[Note: The following is paid advertising on behalf of the Fortnight to Freedom campaign of the United States Conference of Catholic Bishops.]
On his visit to the U.S., Pope Francis encouraged us to nurture, promote, and defend the precious gift of religious freedom. To this end, the United States Conference of Catholic Bishops has continued to encourage Catholics, other Christians, and all people of good will to set aside two weeks to reflect on religious freedom.
The Fortnight for Freedom runs from June 21 (the vigil of the feast of Sts. Thomas More and John Fisher) to July 4 (when we celebrate our national Independence Day). I will celebrate the opening Mass at the Basilica of the National Shrine of the Assumption of the Blessed Virgin Mary in Baltimore, MD.
The closing Mass takes place at the Basilica of the National Shrine of the Immaculate Conception in Washington, DC. Cardinal Donald Wuerl of Washington will celebrate, and Bishop David Zubik of Pittsburgh will serve as homilist.
The theme for this year’s Fortnight is “Witnesses to Freedom.” The Conference is lifting up for reflection the stories of 14 women and men—one for each day—who bear witness to freedom in Christ, such as Oscar Romero, the Little Sisters of the Poor, the Martyrs of Compiègne, and the Coptic Christians who were killed by ISIS last year.
We are also working with Stonyhurst College in England to coordinate a U.S. tour of relics of Sts. Thomas More and John Fisher, two exemplary Christians who bore witness to freedom in the face of a government that sought to violate the conscience rights of its citizens.
Reflecting on the lives of these great men and women can show us how we might serve as witnesses to freedom today.
They love their country, yet this love does not surpass their love for and devotion to Christ and his Church. It is remarkable to see the witness of so many martyrs throughout the history of the Church who love the land and people of their birth, even as they are being persecuted.
We can emulate this in our work today to promote religious freedom in the U.S., as it is of a piece with our efforts to contribute to the good of all Americans. We are dedicated to protecting and building up civil society precisely so that we—and so many others—may remain free to provide education, to care for the sick, the poor, and the migrant.

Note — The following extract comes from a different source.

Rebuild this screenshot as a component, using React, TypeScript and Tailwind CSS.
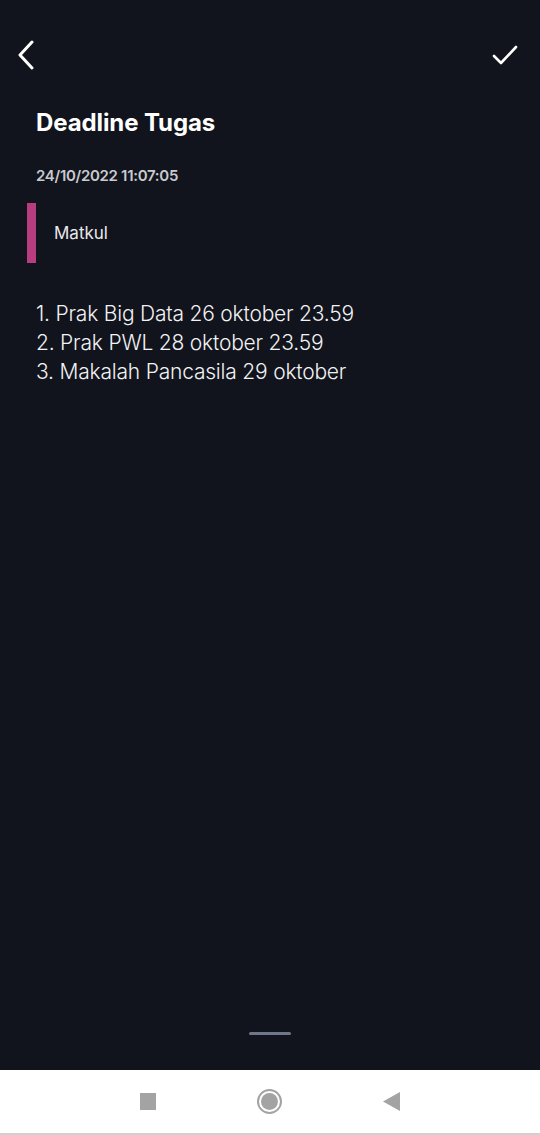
export default function App() {
  return (
    <div className="flex h-[1135px] w-[540px] flex-col bg-[#11141c] font-['Inter','Roboto',sans-serif] text-white">
      <div className="flex flex-1 flex-col">
        <div className="flex h-[56px] items-end justify-between pl-[17px] pr-[22px]">
          <svg width="18" height="30" viewBox="0 0 18 30" className="mb-[-14px]">
            <path d="M15 2 L3 15 L15 28" fill="none" stroke="white" strokeWidth="3" strokeLinecap="round" strokeLinejoin="round" />
          </svg>
          <svg width="26" height="22" viewBox="0 0 26 22" className="mb-[-10px]">
            <path d="M2 12 L9 19 L24 3" fill="none" stroke="white" strokeWidth="2.6" strokeLinecap="round" strokeLinejoin="round" />
          </svg>
        </div>
        <div className="px-[36px] pt-[52px]">
          <h1 className="text-[24px] font-bold leading-[30px] tracking-[-0.1px]">Deadline Tugas</h1>
          <p className="mt-[29px] text-[15px] font-semibold leading-[18px] tracking-[-0.3px] text-[#c9cad0]">
            24/10/2022 11:07:05
          </p>
        </div>
        <div className="ml-[27px] mt-[18px] flex h-[60px] items-center">
          <div className="h-full w-[9px] bg-[#b83d7f]" />
          <span className="ml-[18px] text-[17px] leading-none text-[#e8e8ec]">Matkul</span>
        </div>
        <div className="px-[36px] pt-[36px] text-[21px] font-light leading-[29px] tracking-[-0.2px] text-[#f2f2f4]">
          <p>1. Prak Big Data 26 oktober 23.59</p>
          <p>2. Prak PWL 28 oktober 23.59</p>
          <p>3. Makalah Pancasila 29 oktober</p>
        </div>
        <div className="mt-auto mb-[35px] flex justify-center">
          <div className="h-[3px] w-[42px] rounded-full bg-[#6f7688]" />
        </div>
      </div>
      <div className="flex h-[63px] items-center justify-center bg-white">
        <div className="flex w-[260px] items-center justify-between">
          <div className="h-[17px] w-[16px] bg-[#a3a3a3]" />
          <div className="flex h-[25px] w-[25px] items-center justify-center rounded-full border-[2px] border-[#a3a3a3]">
            <div className="h-[17px] w-[17px] rounded-full bg-[#a3a3a3]" />
          </div>
          <svg width="17" height="19" viewBox="0 0 17 19">
            <path d="M0 9.5 L17 0 L17 19 Z" fill="#a3a3a3" />
          </svg>
        </div>
      </div>
      <div className="h-[2px] bg-[#d0d0d0]" />
    </div>
  );
}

Indeed, to yield in the face of challenges to religious institutions today would show a wavering love for our country and a weakening in our resolve to serve the common good.

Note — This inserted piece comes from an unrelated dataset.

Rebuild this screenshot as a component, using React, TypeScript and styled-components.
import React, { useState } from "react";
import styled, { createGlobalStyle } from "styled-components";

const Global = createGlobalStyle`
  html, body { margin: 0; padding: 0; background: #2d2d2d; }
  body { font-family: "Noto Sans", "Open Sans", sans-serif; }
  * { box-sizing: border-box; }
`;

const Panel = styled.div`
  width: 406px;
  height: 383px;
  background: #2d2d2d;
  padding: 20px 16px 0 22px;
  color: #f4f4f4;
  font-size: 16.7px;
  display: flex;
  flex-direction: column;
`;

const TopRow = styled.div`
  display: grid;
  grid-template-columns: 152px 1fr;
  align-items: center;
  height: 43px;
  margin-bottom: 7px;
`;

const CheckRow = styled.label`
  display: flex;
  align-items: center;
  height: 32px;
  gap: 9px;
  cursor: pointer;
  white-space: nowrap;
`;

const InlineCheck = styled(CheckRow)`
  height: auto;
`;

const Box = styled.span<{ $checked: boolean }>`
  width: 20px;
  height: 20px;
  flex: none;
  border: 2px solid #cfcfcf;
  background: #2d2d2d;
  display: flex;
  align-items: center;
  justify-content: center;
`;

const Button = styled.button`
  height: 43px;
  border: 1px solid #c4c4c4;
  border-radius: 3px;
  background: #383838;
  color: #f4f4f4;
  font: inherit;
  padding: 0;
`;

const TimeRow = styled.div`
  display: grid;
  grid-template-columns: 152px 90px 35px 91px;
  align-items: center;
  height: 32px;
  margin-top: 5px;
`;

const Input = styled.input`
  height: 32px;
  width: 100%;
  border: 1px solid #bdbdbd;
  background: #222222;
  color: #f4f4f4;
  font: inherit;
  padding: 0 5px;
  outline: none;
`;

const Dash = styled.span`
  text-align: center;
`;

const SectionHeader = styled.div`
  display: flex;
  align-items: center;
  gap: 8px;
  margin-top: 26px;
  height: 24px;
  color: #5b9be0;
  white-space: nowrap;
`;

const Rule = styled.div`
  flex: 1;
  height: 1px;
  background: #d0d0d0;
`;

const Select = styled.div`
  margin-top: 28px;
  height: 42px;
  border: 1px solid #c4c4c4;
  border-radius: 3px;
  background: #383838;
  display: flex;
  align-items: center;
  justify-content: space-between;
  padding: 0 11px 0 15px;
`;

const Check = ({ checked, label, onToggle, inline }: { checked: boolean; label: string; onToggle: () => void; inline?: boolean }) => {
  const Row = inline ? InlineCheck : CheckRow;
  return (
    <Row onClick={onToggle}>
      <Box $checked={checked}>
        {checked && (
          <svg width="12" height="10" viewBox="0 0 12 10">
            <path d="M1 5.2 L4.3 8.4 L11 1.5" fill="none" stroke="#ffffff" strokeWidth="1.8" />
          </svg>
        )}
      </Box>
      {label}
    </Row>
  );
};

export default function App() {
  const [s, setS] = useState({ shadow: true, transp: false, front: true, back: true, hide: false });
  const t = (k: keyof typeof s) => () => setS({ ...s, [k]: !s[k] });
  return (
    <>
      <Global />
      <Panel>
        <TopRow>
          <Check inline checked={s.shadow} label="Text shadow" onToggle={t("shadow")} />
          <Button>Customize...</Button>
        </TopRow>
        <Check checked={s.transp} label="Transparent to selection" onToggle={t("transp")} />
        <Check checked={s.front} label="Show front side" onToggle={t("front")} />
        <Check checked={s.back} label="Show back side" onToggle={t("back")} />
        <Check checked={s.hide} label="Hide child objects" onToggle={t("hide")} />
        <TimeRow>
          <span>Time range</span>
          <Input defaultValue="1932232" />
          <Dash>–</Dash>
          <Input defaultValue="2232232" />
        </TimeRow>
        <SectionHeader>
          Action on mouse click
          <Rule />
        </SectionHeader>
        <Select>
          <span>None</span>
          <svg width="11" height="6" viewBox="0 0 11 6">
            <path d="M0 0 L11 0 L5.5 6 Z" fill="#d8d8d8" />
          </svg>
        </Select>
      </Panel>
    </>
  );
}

And so we see that these witnesses are also dedicated to service. They show us that what is important is not simply that we have rights, but that we exercise them responsibly and out of love for others. This can take many forms.
Like Thomas More, John Fisher, or Edith Stein, we may find ourselves at the forefront of culture. Or, we might serve those who are oppressed and marginalized, as Ven. Henriette Delille did. In every situation, we are called to be missionary disciples, people who follow Christ and serve the world.
And if following that call means that we are occasionally at odds with the government or the ambient culture, we can be assured that the power of the Holy Spirit will buoy us in times of trouble.
The witnesses remind us as well that the struggle for religious freedom is not new. In the history of the Church, both globally and in the United States, religious freedom disputes have arisen frequently.
Our challenges did not begin with a particular government regulation or Supreme Court decision; they began instead when our capacity for knowing the truth and loving the good were damaged in the Fall. All people overstep their bounds from time to time, and the people who establish and run governments are no different.
In short, by pondering the lives of these exemplary Christian witnesses, we can learn much of what it means to follow Jesus Christ in today’s challenging world.
We pray that over these two weeks, the grace of God will help us to grow in wisdom, courage, and love, that we too might be faithful witnesses to freedom.